As was previously explained to Petitioner in detail in his 2008 case, a stay and abeyance should only be granted if a petitioner has shown good cause for failing to exhaust in state court, the unexhausted claims have potential merit, and no dilatory litigation tactics were used by the petitioner. Id., doc. no. 17, p. 13 (explaining the requirements of Rhines, 544 U.S. at 277-79). Indeed, AEDPA does not promote placeholder petitions. Lugo v. Sec'y, Fla. Dep't of Corr., 750 F.3d 1198, 1214 (11th Cir. 2014) (" District courts are not required to accept [placeholder § 2254 petitions] and stay the federal habeas proceedings, possibly for years, while a state prisoner completes his state collateral proceedings.") Thus, Petitioner's current argument that his petition should be considered timely because it is a " continuation" of his first federal petition, (doc. no. 12, p. 1), is without merit.

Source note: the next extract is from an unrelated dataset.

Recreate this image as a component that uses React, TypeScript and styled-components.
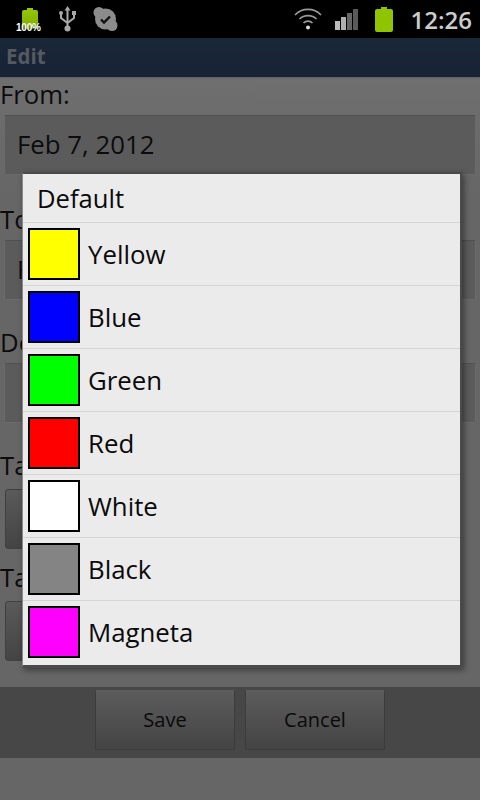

Finally, Petitioner has not presented any evidence, much less new, reliable evidence, to show that he did not commit the offenses of which he was convicted such that no reasonable juror would have found him guilty beyond a reasonable doubt. Indeed, as described in Petitioner's memorandum in support of his petition, he has reviewed existing evidence, interpreted it in a way that he believes shows discrepancies in the evidence used at trial, and has concluded that this new interpretation of the evidence shows he is actually innocent of the crimes for which he was convicted. (See generally doc. no. 2.) However, Petitioner's own interpretation of evidence that existed at the time of trial does not satisfy the extremely rigorous actual innocence standard that would allow consideration of an otherwise time-barred claim only in an " extremely rare" or " extraordinary" case. Rozzelle, 672 F.3d at 1015. Therefore, neither equitable tolling nor the actual innocence exception saves the instant petition from being time-barred under AEDPA.

III. CONCLUSION

For the reasons set forth above, the Court REPORTS and RECOMMENDS that Respondent's motion to dismiss be GRANTED (doc. no. 9), that this petition be DISMISSED as untimely, and that a final judgment be ENTERED in favor of Respondent.